Em busca da terra sem mal e do bom proceder
por Júlio Carignano | Foto: Joka Madruga
Quem caminhar pelos quatro cantos do Paraná e jogar uma moeda ao alto pode ter certeza que ela caíra onde já foi um antigo “Tekoha”, terra sagrada para o Povo Guarani. Tekoha é uma composição linguística das palavras “teko” (modo de ser) e “há” (lugar) e a máxima acima, dita com certo exagero pelos ‘chamoé’ (rezadores), ajuda a visualizar parte da presença deste povo milenar no Paraná e sua influência no Estado com nomes de rios e cidades batizadas com palavras da cultura dos Avá-Guarani.
Passados 520 anos de contato com os “Juruá” (não-indígenas), o povo Guarani vai se reinventando diante dos ataques aos seus direitos e terras tradicionais. Hoje, as homenagens da semana alusiva ao Dia do Índio, contrastam com um cenário ameaçador e que apenas mascaram a realidade da maior etnia indígena do Brasil e a que seus direitos menos reconhecidos pelo Estado Brasileiro, em especial o direito à terra.
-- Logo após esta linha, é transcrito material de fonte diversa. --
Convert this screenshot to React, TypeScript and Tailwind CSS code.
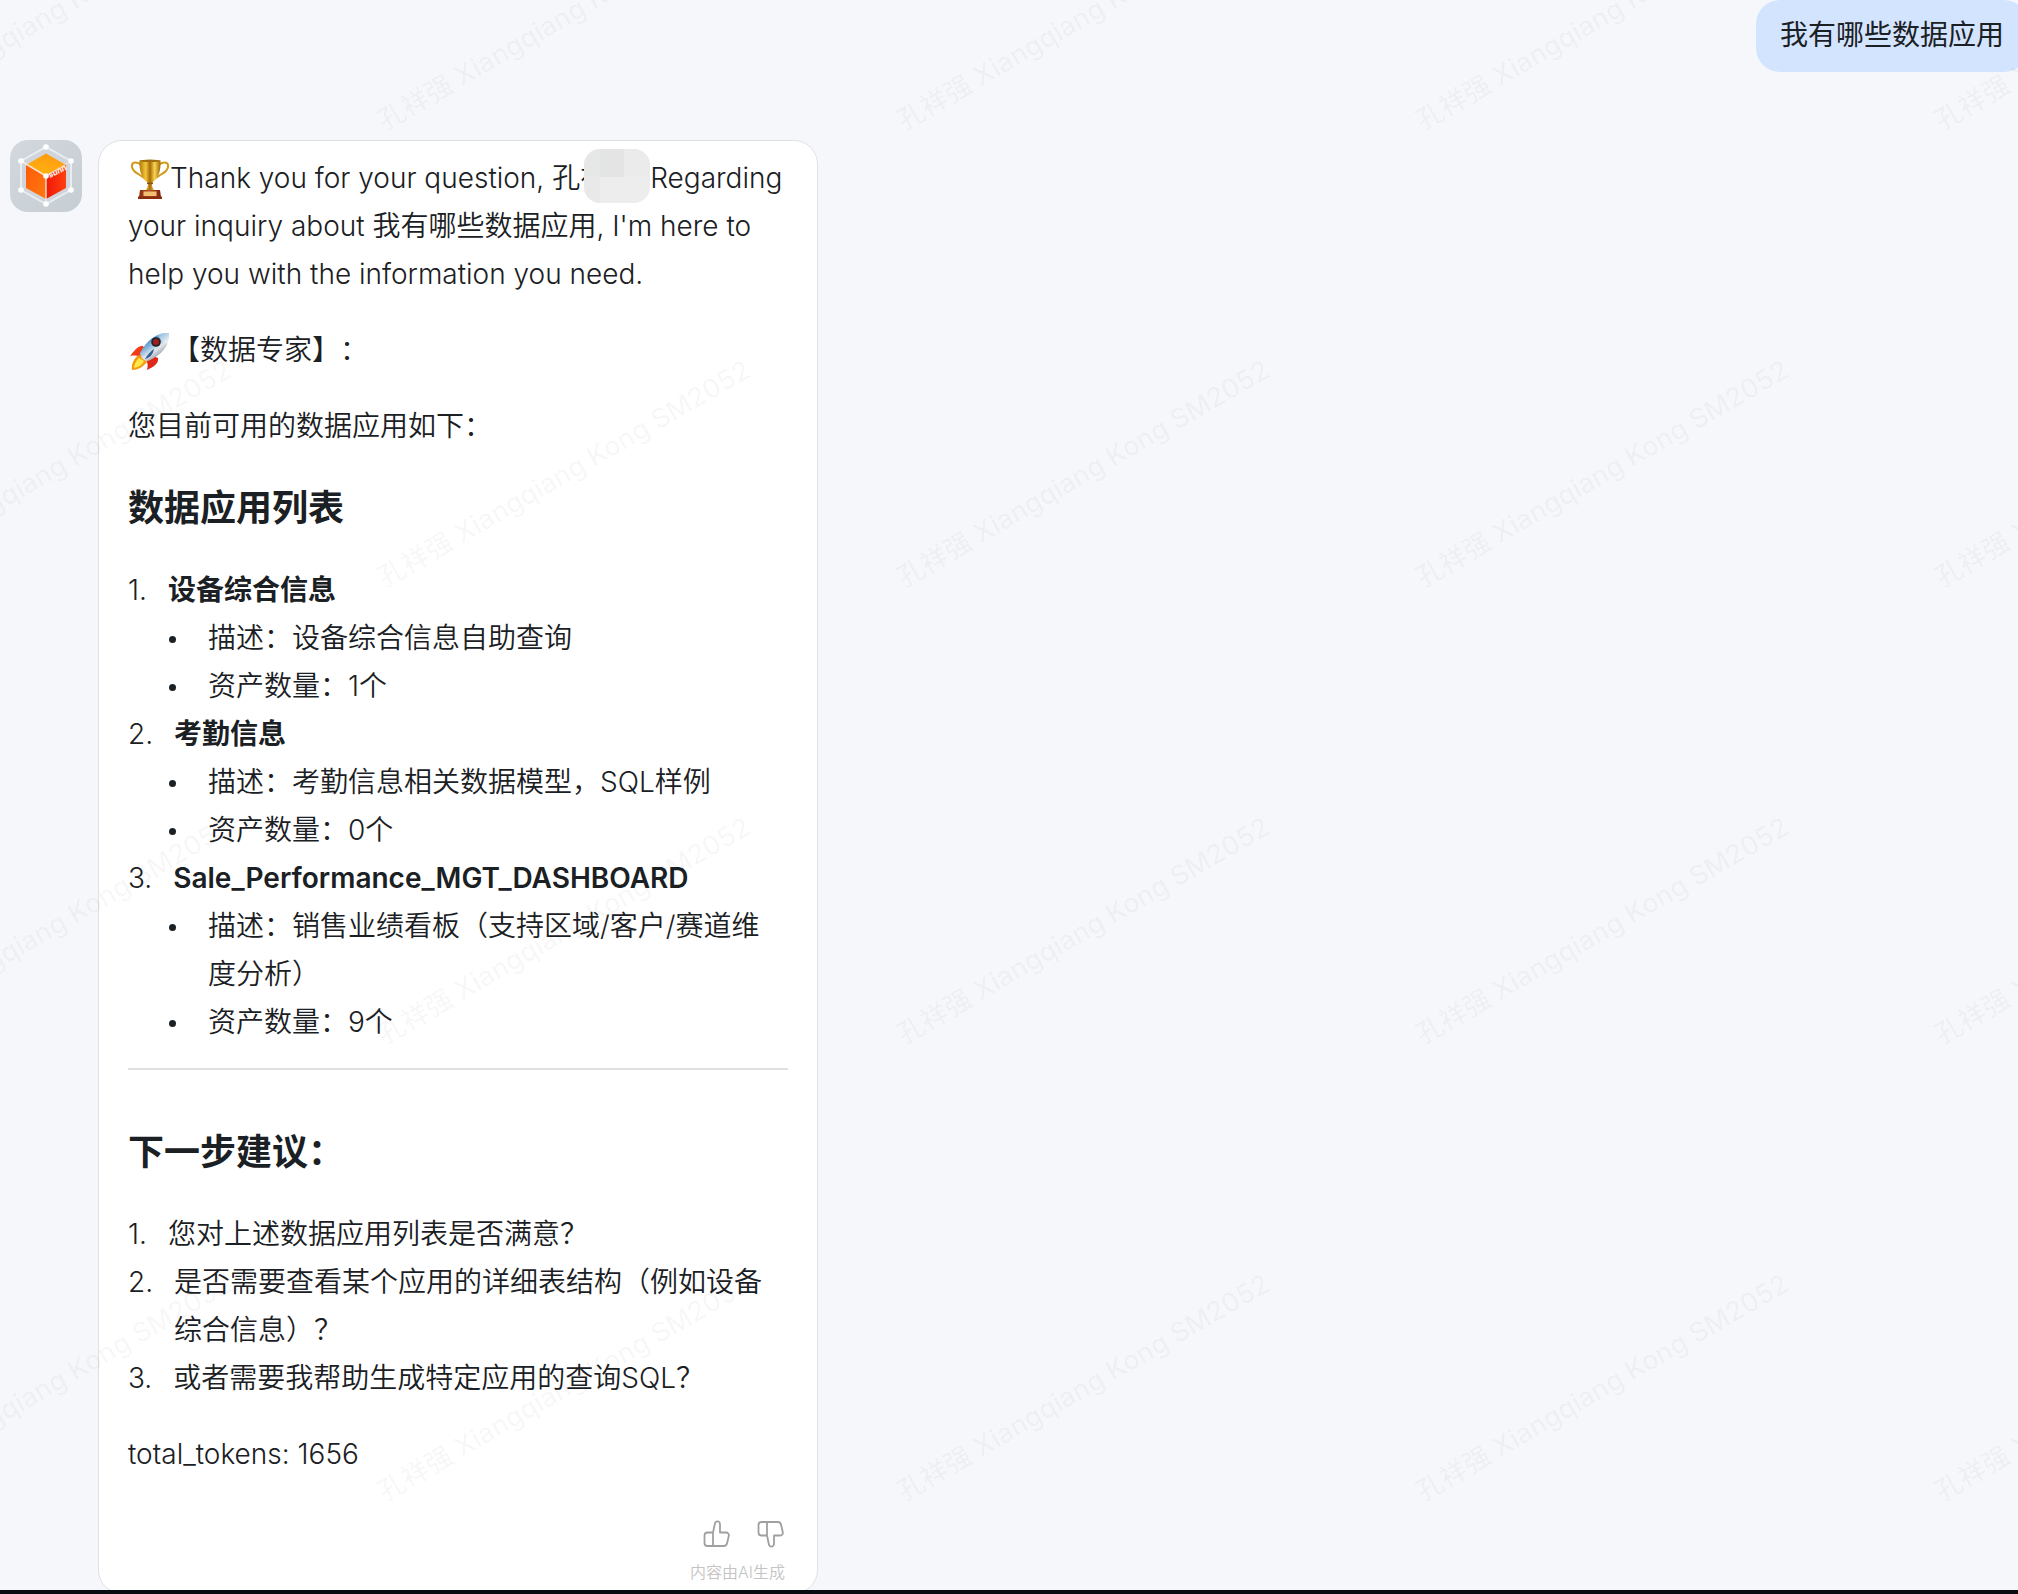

Para os Guarani, os Tekoha são terras tradicionais e, mais do que serem espaços para subsistência, é o espaço onde se produz toda a cultura de um povo, seu modo, o “teko”. Atualmente esse povo, que no Paraná, concentra-se em maior número no Oeste do Paraná, onde habitam cerca de 3,8 mil Guarani, vivem em espaços cada vez menores, sob o risco de despejos e liminares judiciais que lhes forçam a movimentos migratórios forçados em busca da “Terra sem mal”.
Um povo milenar que já passou por quatro hecatombes, parafraseando o professor e indigenista Paulo Porto, ao referir-se aos quatro episódios com o “povo branco” que impactaram profundamente o modo de vida do Povo Guarani; desde o primeiro contato em 1502 em Assunção, no Paraguai, durante a conquista espanhola; em 1600 a partir das reduções jesuíticas; na Guerra do Paraguai (a terceira tragédia); e durante a chamada “Revolução Verde” e o impacto da construção de Itaipu Binacional na tríplice fronteira.
Hoje as ameaças dizem respeito a ligação estreita dos últimos governos com setores do agronegócio, em especial a bancada ruralista, que tem colocado em risco direitos previstos na Constituição e até mesmo retrocessos no processo de terras já demarcadas; e a ameaça biológica da pandemia do Covid-19 que faz dos povos tradicionais uma das populações mais vulneráveis ao vírus.
Na lembrança das tragédias do passado e diante das atuais ameaças, das intempéries virais as formas de dominação moderna (econômica, cultura, educativa e religiosa), as comunidades indígenas seguem sendo resistência viva ao manter suas tradições, recriar estratégias de organização e luta nessa caminhada pela recuperação da terra perdida, em busca da terra sem mal.
Termino com uma frase do rezador Honório Benitez, numa frase que ouvi há cerca de 9 anos e nunca saiu de minhas lembranças “Os Juruá inventaram a cerca, a fazenda, a miséria e pobreza, tornando a vida má e errada. E isso atrapalha o bom proceder Guarani”.